Üzerinde eskimiş olmasına rağmen temiz olduğu anlaşılan bir takım elbise, kafasında kısa bir fesi olan yaşlı bir amca. Bizler gecenin soğuğundan yakınıp evimize doğru giderken, o amca utandığı için gecenin sessizliğe bürünmesini bekliyerek, evine ekmek ve birkaç parça erzak götürmek için çöpleri topluyor, sonra da torbaların içine koyduğu çöpleri bisikletinin kenarlarına yerleştiriyordu. Kafası eğitikti, ben yanından geçerken. Yutkundum içimden sesli söylemek geldi dışarı çıkamadı, fısıldamakla kaldım.
“Amcacım, sen ne kadar hakikatli bir insansın. Allah sana uzun ömür versin, yardımcınız olsun. Umarım rahata kavuşursunuz. Senin bayramlarda ellerini öptüğümüz büyüklerimizden hiçbir farkın yok. Dürüst olmak gerekirse, bu ülkede yaşadığın bazı şeyleri dünyanın her yerinde görmek pek de mümkün değil.”
Ah keşke, düşündüklerimizi gerçekleştirebilme öz güvenli bir toplum olabiseydik. Bir de sahip olduğumuz hayatın farkındalık seviyesi.
Bakın otobüslerdeki “lüften cep telefonunuzu kapatınız” ikazını artık kim dikkate alıyor? O zorlu askerlik görevimden sonra evime ulaşmam için son bir kaç saat var belki de önümde. Otobüs değil uçaktaki sıfat yakıştıramadığım bir insan, tüm uyarılara rağmen uçak iniş sırasındayken telefonla konuşuyor, meğerse telefonunu bile kapamamış. Ben de dahil, insanlarımız ise duyarsızlaşmış ya da bu insanlarla artık uğraşamayacağını kabullenmiş.
İş başa gelince gaza gelip, normal zamanlarda yapamadığımız özverileri sergiliyoruz; savaşalım diyoruz, sloganlar atıp, her yeri bayraklarla süslüyoruz.
Bu millet bilincinin yeniden tazelendiği günler, benim Güneydoğu’dan döndüğüm, Dağlıca’daki hain saldırının gerçekleştiği, silah arkadaşımız Mehmet Bozkuş’un diğer askerlerle şehit düştüğü günlere denk geliyor.
Tanıdıklarım bana oraları soruyorlar, yaşananları, sorunun asıl nedenlerini ve halkımızdaki bu hareketlenmeyi nasıl karşıladığımı? Ya da bir başka ifadeyle vatan için slogan atmak mı yoksa onları yaşamak mı diye?

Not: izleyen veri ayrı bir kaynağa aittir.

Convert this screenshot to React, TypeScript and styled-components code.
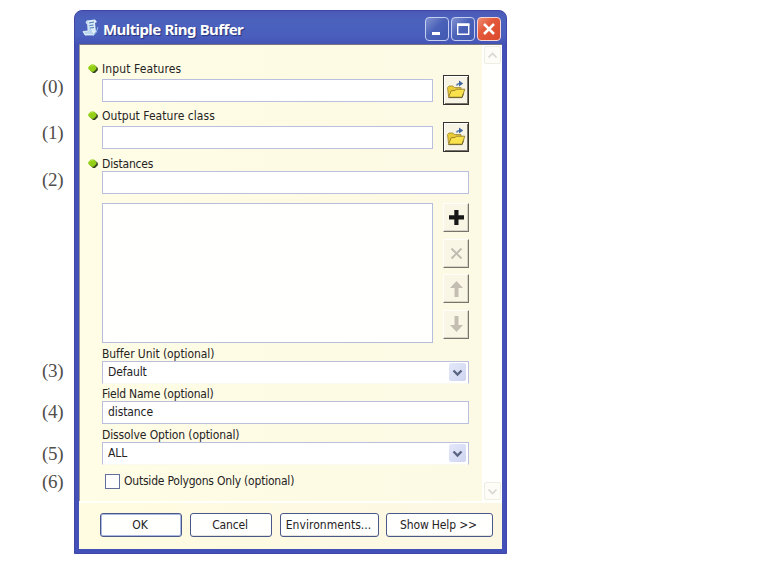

Tabi ki milli bilincin varlığını görmek çok güzel diyorum. Ama yaşamak, orada bulunmak çok farklı. Bulunmakla, hayatını vermek, ortaya koymak benim anlayacağımdan da öte bir şey. Önemli olan bu bilinçten sonra atılacak olan adımlar. Kaç kişinin ertesi gün bu bilinçle elini taşın altına attığı, sevdiklerine, hayatına değer verdiği, dürüst olmak adına ant içtiği, çocuğu askere gideceği zaman torpil aramak yerine, içindeki hüzne rağmen onu kınalı bir kuzu gibi vatanının namusunu korumaya gönderdiği. Yalnışlıklardan uzaklaştığı, birlik olup projeler ürettiği, ekonomik yatırımlarda bulunduğu, telefonunu gerektiği yerlerde başka insanların hayatlarına zarar vermeye hakkım yok diyerek kapadığı, aynı şekilde trafikte araba kullanırken de bu bilinçte olduğu, daha iyi bir birey ve aile ferdi olmak için çabaladığı, öğretmenliğin her şeyden kutsal bir meslek olduğunu fark ettiği? Yolda gördüğü fakir ya da yardıma muhtaç birine yardım ettiği? Herkesin sana daha fazlasını tüketmen için ısrar ettiği bir dönemde, daha azıyla yetinip mutlu ve huzurlu olabileceğinin, okumadan cahilliğimizi yenemeyeceğimizin farkında olması?
Bunlar sadece aklıma ilk anda gelen sorular. İşte bu gibi soruları yanıtlayabiliyor ve bazı şeyleri küçük de olsa değiştirebiliyorsanız ya da değişmesine katkıda bulunabiliyorsanız, gönlünüz rahat olabilir.
Siz o zaman bu vatan için bir şeyler yapmış olursunuz, şehitlerimiz yattıkları yerde rahat, gazilerimiz onurlu ve yarınlarımız daha barışçıl ve mutluluk dolu olabilir.
Sevgiyle kalın,
Bora Eke
(Buca, İzmir, Türkiye – 09.11.2007)
Not: Askerlik görevimi tamamladıktan sonra yazdığım ilk yazı.